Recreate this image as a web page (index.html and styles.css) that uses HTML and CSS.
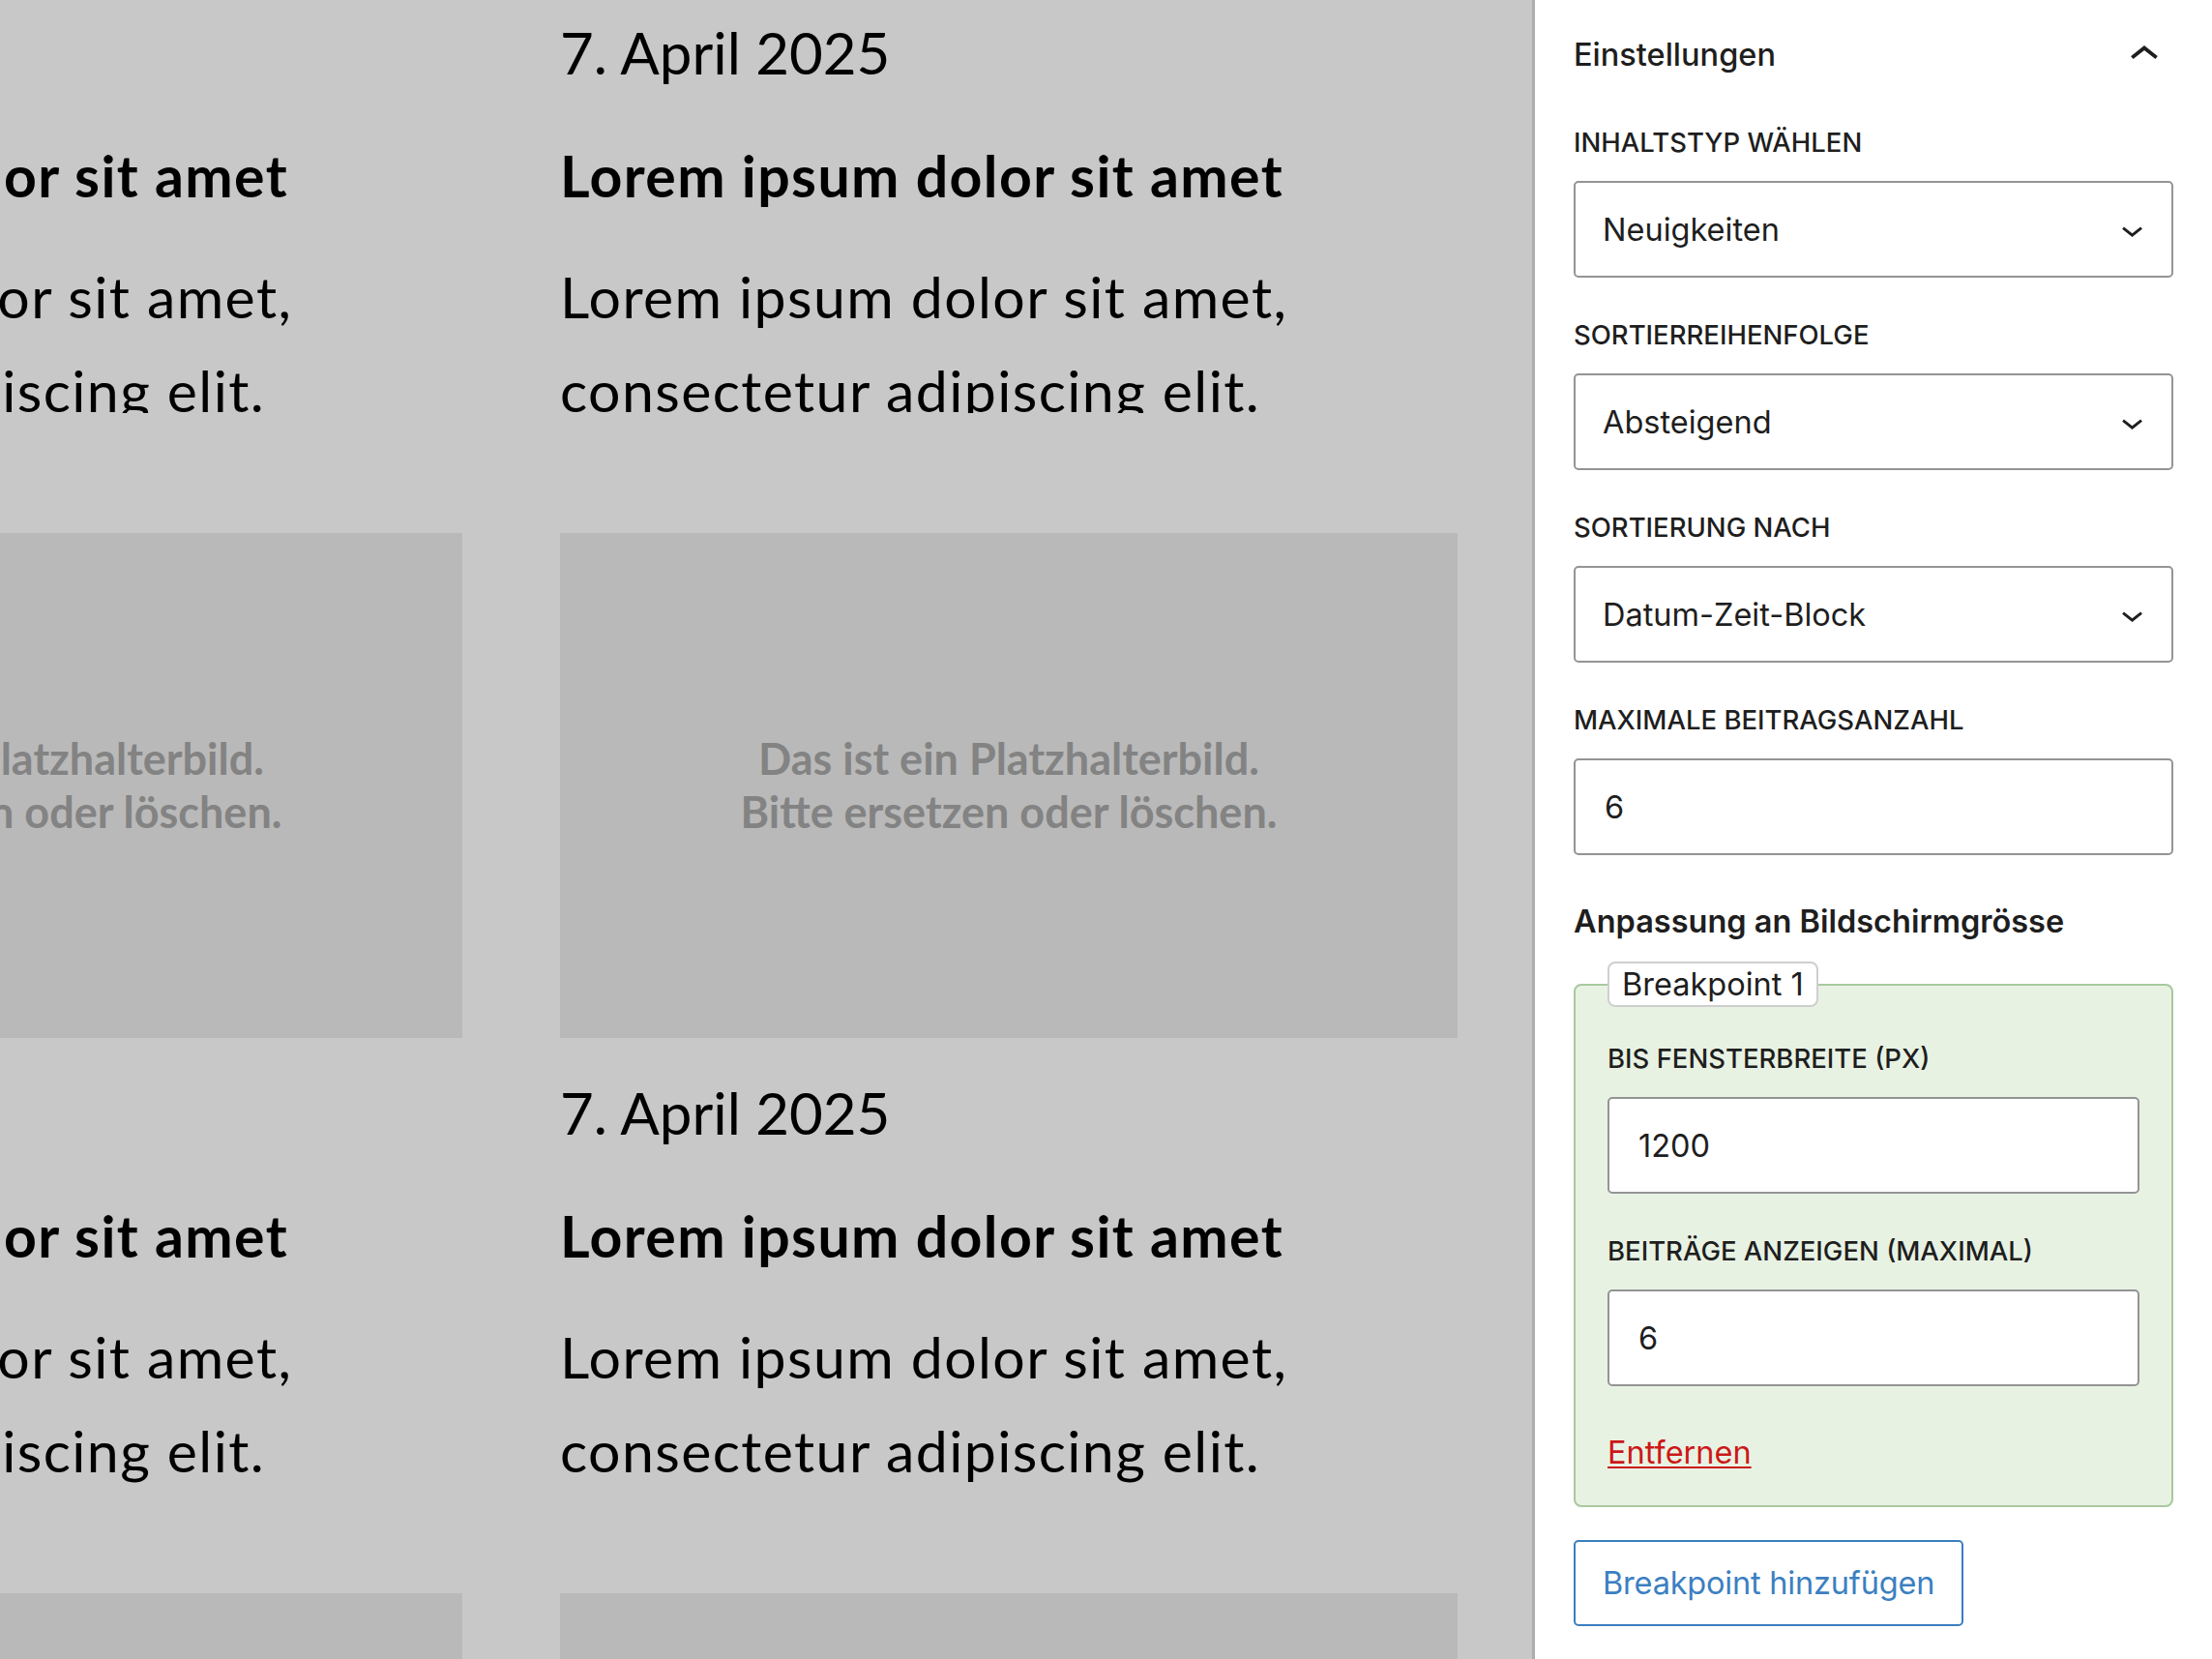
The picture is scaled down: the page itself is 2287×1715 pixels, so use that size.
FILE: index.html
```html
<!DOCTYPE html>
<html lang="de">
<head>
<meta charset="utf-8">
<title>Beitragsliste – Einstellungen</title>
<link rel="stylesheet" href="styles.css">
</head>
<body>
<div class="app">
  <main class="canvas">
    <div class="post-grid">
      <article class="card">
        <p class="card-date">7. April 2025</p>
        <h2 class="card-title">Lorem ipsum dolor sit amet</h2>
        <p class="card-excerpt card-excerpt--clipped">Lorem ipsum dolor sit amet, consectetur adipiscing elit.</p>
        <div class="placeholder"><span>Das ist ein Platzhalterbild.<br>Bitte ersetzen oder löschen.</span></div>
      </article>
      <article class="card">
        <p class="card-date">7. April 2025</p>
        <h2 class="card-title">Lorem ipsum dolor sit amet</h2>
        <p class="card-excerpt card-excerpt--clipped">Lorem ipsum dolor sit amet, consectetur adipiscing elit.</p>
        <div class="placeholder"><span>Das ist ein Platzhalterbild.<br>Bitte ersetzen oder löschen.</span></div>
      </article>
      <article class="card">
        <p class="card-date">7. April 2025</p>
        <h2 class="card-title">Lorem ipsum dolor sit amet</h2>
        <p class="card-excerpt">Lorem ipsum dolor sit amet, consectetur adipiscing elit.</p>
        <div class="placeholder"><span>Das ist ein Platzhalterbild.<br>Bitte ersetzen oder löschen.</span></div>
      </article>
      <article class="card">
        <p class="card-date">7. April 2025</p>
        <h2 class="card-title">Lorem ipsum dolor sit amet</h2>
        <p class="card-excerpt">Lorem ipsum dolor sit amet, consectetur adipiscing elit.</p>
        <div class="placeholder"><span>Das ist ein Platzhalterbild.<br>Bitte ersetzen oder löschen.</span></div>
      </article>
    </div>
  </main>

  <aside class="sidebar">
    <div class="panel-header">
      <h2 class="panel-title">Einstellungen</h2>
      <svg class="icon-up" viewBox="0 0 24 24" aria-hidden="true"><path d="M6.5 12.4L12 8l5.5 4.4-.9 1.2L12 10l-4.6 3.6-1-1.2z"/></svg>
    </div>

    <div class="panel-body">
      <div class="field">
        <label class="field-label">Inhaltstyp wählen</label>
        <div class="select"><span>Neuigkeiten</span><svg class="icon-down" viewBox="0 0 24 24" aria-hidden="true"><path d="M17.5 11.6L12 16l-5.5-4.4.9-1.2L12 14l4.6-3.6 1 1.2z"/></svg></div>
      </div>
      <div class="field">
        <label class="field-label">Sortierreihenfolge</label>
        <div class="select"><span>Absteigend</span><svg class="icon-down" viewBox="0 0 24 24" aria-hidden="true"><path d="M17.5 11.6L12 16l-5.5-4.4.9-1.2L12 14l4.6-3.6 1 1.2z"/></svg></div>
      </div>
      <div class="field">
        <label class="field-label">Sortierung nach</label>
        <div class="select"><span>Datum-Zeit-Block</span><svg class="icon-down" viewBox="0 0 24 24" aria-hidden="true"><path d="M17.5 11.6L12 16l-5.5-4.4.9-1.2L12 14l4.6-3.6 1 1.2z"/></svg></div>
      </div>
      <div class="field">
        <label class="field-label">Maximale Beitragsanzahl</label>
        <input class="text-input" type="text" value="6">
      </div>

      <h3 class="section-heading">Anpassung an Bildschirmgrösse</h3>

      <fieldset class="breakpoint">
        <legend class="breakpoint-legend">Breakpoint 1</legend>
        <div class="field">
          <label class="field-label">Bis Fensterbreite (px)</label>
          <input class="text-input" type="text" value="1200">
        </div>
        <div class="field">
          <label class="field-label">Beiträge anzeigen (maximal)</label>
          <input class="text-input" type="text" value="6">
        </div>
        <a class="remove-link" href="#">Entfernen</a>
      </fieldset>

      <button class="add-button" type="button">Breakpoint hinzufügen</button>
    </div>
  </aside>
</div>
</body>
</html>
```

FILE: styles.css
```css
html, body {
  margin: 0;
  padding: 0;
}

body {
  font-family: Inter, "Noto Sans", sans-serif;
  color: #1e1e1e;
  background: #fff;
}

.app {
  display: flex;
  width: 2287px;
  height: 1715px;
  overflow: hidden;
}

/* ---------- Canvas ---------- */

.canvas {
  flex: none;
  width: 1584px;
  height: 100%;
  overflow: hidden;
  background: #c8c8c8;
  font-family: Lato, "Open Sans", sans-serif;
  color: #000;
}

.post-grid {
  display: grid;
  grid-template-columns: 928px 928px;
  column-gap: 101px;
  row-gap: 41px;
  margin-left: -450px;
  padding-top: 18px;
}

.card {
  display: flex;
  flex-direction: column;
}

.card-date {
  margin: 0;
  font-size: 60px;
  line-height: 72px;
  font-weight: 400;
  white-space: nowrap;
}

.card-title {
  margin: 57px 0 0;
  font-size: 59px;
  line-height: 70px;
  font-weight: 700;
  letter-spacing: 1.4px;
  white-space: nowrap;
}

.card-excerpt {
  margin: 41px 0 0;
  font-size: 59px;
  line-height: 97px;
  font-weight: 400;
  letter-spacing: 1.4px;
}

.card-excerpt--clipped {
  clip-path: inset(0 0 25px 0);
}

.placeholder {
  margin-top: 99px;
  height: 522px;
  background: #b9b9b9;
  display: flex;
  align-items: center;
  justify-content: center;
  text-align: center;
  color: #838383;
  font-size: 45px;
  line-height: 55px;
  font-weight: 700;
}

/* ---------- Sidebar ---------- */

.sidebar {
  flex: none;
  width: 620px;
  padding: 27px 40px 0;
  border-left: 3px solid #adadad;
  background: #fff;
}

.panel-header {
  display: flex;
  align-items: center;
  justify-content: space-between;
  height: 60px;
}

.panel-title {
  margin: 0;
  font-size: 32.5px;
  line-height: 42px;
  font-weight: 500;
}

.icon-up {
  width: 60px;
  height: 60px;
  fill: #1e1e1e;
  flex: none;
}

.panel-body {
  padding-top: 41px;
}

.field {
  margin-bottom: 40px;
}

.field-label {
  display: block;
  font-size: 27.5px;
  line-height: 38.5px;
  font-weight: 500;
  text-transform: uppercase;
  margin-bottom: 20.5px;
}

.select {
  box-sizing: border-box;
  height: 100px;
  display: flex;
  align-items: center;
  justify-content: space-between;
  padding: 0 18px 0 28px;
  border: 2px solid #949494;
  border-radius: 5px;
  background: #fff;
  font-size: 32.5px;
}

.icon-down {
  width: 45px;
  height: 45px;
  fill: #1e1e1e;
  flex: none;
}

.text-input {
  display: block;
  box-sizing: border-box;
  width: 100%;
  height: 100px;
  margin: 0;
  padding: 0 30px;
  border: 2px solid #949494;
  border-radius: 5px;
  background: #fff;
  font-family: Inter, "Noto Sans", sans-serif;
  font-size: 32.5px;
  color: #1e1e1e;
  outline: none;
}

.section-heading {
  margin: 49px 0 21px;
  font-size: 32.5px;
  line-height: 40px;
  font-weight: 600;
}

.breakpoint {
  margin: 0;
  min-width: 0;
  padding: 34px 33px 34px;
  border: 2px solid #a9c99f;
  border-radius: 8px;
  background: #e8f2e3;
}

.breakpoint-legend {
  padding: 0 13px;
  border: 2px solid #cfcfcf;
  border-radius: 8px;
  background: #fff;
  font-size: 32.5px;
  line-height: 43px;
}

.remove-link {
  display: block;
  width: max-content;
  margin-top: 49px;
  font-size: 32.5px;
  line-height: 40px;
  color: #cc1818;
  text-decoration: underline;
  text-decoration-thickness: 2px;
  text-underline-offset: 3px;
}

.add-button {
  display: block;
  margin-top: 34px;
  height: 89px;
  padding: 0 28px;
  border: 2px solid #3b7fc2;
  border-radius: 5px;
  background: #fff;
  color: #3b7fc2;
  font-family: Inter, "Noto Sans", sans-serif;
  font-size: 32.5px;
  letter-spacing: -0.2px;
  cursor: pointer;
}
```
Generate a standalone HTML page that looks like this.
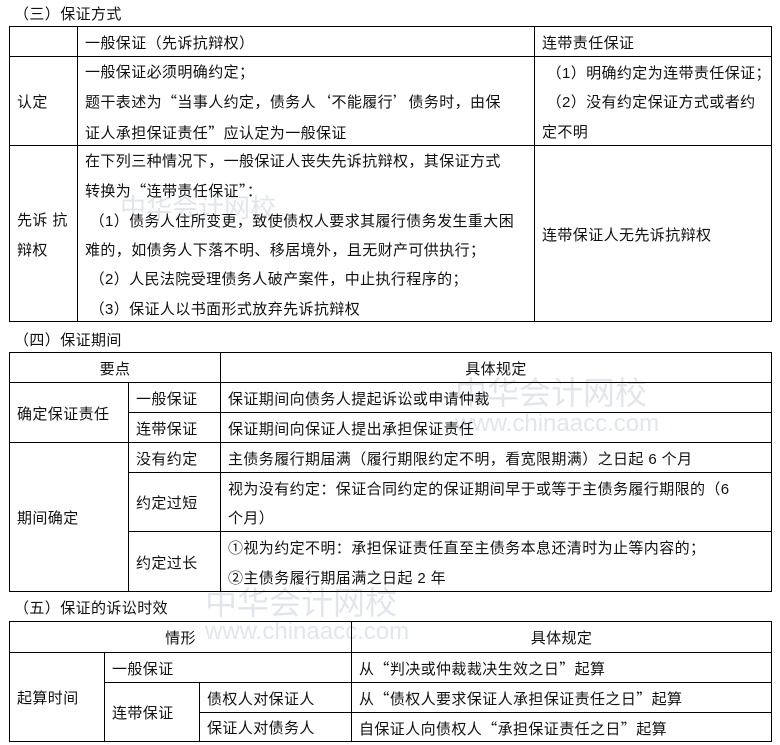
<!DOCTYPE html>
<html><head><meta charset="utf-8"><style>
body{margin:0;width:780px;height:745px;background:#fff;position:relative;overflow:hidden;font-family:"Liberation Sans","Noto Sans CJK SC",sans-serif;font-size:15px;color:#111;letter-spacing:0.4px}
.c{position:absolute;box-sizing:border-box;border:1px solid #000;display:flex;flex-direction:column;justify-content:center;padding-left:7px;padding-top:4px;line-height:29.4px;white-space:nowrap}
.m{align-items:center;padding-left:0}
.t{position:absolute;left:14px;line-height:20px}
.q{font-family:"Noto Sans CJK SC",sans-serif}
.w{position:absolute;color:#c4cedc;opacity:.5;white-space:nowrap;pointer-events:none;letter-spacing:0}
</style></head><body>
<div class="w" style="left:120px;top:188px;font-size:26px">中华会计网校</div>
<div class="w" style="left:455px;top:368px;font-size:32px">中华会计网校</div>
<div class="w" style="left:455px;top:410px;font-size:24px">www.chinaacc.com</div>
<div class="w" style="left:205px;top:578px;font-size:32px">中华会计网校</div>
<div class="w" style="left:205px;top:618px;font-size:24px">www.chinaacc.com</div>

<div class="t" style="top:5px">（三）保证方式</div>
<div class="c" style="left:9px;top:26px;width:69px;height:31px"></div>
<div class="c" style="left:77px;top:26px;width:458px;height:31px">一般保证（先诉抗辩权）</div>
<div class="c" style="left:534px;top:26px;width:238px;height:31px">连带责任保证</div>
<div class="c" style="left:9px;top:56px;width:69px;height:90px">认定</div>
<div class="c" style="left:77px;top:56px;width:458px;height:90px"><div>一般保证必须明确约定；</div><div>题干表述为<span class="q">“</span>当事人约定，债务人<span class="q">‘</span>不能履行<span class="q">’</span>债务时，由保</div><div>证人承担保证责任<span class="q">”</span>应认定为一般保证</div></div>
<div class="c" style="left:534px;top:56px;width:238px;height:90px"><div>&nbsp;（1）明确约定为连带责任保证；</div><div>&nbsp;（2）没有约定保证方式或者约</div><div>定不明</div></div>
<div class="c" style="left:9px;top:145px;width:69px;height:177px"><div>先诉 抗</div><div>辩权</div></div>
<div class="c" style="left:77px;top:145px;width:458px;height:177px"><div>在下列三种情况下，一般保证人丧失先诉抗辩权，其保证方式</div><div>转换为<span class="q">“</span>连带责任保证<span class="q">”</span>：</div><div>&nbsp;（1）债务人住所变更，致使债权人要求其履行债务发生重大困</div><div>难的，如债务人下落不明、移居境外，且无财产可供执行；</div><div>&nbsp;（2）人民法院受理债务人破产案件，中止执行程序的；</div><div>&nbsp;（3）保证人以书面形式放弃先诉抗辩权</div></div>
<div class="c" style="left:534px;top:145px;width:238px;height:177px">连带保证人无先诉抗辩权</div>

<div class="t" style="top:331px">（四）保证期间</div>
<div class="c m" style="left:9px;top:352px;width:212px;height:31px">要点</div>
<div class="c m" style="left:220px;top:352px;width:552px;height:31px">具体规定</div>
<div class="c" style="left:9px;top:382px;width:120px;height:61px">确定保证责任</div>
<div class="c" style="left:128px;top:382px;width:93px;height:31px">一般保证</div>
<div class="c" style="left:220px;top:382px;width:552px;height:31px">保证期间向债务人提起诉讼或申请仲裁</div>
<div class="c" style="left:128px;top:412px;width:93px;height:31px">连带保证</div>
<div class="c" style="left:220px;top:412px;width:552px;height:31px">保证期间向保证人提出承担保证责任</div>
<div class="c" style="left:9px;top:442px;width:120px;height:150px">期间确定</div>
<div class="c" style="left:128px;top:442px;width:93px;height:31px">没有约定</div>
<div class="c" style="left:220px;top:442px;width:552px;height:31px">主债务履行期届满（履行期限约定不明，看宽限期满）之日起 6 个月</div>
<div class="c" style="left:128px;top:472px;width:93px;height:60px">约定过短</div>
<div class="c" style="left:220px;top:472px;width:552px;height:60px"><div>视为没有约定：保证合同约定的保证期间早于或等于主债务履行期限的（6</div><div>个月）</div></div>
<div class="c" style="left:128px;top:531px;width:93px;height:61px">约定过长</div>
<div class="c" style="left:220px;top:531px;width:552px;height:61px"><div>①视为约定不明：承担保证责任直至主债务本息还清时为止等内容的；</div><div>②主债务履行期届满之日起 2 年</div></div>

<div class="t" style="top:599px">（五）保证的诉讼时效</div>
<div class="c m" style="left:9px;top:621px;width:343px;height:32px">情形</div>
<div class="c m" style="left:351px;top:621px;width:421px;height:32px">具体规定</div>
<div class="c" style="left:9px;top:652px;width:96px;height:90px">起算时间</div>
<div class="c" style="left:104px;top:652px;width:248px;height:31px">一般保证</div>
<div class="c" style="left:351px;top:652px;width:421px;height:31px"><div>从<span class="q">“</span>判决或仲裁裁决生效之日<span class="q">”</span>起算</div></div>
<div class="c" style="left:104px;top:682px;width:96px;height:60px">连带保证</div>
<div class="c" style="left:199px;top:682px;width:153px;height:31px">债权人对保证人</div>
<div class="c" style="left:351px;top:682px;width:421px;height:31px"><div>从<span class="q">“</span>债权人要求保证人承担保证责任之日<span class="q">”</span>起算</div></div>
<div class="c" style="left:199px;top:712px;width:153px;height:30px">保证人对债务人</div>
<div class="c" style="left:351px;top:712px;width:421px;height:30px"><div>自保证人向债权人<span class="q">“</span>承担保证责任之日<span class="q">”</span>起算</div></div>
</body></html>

Exercise task:
Copy each line in the data that holds the word "styles".

Response:
Recreate this image as a web page (index.html and styles.css) that uses HTML and CSS.
<link rel="stylesheet" href="styles.css">
FILE: styles.css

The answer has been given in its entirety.